Il raconte que de ce temps-là on s’avisa de jouer dans un quartier de Rouen une tragédie de la Mort d’Abel. Une femme vint prier que son fils en fût, et qu’elle fourniroit ce qu’on voudroit. Tous les personnages étoient donnés, cependant les offres étaient grandes ; on s’avisa de lui donner le personnage du sang d’Abel. On le mit dans un porte-manteau de satin rouge cramoisi, on le rouloit de derrière le théâtre, et il crioit : Vengeance, vengeance.
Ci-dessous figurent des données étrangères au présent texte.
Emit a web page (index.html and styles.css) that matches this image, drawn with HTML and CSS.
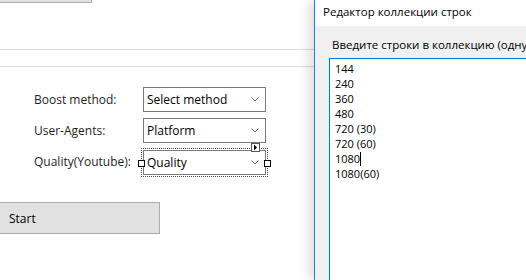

Il conte encore qu’ayant fait un voyage à Rome, et ayant salué jusqu’à se prosterner un certain cardinal Scaglia, qui ne lui rendit point son salut, il crut qu’il y alloit de l’honneur de la nation, surtout ayant deux estafiers après lui. La première fois donc qu’il rencontra le cardinal, il enfonça son chapeau et le regarda effrontément entre les deux yeux sans le saluer. Le cardinal en colère fait courir après lui : il se sauve dans une église. Le cardinal s’excusoit sur sa mauvaise vue pour la première fois, et disoit qu’à la deuxième quel coglion l’havea vituperato. Il fallut capituler, et il en fut quitte pour saluer à l’avenir le cardinal fort humblement.